→ **Short exercise**
List each line of the data in which the string "styles" appears.

→ **Provided material**
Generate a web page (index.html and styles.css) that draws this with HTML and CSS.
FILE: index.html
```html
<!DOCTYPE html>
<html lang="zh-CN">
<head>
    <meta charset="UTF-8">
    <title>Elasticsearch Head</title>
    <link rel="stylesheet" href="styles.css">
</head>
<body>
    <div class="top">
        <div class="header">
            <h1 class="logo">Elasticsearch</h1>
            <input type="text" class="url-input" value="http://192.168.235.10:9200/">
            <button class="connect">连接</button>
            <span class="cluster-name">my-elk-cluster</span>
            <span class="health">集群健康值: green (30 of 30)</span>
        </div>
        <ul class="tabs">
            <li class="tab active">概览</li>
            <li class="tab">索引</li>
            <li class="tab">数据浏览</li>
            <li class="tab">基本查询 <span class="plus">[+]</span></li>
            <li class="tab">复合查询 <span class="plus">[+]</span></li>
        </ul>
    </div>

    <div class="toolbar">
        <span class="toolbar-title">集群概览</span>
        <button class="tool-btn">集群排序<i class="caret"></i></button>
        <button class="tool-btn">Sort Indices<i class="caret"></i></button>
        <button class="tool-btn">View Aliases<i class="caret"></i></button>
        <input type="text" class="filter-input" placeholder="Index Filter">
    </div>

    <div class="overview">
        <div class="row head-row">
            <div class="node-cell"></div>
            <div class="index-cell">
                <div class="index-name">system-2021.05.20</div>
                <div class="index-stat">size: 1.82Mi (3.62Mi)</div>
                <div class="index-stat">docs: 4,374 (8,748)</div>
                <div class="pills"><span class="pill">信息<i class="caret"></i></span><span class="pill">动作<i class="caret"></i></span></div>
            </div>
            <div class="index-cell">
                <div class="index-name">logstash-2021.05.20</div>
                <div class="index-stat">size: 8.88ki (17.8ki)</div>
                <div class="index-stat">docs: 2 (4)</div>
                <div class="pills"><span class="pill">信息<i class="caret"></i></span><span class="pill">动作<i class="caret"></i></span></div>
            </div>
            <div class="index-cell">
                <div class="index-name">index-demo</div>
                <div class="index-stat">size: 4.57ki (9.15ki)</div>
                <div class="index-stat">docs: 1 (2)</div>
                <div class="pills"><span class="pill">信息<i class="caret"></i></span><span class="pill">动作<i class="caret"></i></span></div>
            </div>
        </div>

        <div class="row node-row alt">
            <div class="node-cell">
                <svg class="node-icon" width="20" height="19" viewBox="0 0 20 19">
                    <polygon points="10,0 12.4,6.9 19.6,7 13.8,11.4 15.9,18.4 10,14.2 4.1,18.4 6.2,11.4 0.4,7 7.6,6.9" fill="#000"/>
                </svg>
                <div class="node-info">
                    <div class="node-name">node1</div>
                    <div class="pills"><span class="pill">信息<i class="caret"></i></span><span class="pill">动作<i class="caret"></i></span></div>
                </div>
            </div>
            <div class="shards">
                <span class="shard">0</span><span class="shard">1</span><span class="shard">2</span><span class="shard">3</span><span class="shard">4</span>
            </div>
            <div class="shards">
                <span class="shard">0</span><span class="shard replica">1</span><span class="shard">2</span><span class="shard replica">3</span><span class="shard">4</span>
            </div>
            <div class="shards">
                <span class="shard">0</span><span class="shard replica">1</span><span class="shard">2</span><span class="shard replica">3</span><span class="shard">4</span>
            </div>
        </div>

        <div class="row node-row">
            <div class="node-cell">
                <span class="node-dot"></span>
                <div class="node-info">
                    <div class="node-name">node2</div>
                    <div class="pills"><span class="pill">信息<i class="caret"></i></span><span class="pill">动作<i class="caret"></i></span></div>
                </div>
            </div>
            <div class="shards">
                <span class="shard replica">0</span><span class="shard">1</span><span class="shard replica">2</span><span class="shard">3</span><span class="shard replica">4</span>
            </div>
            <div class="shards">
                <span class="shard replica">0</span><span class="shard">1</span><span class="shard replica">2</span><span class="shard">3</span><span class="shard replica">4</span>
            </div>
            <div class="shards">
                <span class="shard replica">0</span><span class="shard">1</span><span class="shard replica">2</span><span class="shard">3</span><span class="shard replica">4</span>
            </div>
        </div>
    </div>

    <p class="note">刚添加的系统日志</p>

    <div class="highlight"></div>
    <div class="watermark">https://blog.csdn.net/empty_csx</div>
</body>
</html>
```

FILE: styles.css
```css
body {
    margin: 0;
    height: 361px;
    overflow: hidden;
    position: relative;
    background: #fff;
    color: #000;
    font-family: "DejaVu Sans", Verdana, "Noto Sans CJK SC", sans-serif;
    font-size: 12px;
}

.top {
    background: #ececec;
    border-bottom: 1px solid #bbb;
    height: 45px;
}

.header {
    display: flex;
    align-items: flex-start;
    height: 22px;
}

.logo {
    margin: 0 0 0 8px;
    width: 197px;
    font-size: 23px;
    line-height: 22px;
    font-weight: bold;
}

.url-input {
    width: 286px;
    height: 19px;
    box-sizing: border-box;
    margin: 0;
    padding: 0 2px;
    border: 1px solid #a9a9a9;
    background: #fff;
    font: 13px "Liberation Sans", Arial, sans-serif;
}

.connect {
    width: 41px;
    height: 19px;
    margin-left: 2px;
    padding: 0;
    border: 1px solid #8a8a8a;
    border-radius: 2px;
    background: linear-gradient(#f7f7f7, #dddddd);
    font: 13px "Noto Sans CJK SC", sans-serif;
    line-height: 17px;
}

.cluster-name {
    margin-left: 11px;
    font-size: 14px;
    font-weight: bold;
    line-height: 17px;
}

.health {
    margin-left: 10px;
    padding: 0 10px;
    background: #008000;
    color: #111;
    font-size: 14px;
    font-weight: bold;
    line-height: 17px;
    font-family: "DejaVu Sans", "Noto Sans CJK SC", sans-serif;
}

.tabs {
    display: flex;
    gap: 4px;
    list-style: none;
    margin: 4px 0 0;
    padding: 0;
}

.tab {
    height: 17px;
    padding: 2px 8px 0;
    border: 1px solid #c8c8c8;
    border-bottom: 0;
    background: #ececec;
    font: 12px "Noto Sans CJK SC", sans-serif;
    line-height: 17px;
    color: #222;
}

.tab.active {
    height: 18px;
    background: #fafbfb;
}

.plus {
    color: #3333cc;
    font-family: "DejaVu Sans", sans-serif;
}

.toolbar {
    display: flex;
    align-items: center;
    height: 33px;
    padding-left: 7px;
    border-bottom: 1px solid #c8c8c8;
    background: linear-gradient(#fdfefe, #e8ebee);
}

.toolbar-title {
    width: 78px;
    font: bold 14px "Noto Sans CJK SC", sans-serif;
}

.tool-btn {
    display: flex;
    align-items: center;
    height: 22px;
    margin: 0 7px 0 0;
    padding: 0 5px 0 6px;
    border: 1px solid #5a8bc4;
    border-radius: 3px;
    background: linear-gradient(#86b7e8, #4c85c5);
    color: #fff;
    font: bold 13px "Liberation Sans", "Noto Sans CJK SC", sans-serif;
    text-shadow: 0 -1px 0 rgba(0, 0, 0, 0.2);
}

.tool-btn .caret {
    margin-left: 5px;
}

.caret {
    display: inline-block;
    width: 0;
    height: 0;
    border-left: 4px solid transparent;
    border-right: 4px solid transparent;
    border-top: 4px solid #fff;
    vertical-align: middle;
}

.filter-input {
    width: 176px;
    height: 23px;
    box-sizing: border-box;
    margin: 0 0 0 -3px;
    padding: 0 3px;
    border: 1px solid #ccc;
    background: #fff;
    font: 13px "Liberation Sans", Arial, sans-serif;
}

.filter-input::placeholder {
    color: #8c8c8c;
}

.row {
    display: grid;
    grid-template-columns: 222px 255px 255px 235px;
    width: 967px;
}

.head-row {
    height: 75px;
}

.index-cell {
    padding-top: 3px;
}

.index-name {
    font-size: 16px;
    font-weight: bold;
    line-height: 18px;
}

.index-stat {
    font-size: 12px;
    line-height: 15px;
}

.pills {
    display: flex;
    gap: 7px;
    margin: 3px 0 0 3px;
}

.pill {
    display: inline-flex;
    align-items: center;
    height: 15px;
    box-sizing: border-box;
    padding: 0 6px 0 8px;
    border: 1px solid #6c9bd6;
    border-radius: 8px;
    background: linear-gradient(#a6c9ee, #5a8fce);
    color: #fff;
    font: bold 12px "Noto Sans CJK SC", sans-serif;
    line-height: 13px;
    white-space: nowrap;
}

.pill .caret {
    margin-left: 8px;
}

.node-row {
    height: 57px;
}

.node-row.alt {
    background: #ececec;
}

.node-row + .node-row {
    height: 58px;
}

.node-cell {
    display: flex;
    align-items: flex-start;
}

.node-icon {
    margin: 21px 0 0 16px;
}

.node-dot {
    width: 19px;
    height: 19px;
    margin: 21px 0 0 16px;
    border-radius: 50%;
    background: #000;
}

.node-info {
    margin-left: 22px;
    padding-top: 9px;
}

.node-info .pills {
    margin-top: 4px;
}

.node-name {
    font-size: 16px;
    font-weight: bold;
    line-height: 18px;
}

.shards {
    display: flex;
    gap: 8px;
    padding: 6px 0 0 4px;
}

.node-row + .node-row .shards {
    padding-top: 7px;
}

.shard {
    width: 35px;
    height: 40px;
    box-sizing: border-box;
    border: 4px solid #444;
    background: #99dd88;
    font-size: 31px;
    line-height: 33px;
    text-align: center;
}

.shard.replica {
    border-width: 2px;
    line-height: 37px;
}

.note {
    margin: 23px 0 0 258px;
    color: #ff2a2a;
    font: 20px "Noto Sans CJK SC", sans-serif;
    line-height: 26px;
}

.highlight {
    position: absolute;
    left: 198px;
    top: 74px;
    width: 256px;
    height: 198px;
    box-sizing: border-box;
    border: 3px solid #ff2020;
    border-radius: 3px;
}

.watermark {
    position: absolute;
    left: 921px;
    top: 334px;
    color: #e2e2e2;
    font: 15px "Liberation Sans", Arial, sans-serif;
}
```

→ **Right answer**
Generate a web page (index.html and styles.css) that draws this with HTML and CSS.
    <link rel="stylesheet" href="styles.css">
FILE: styles.css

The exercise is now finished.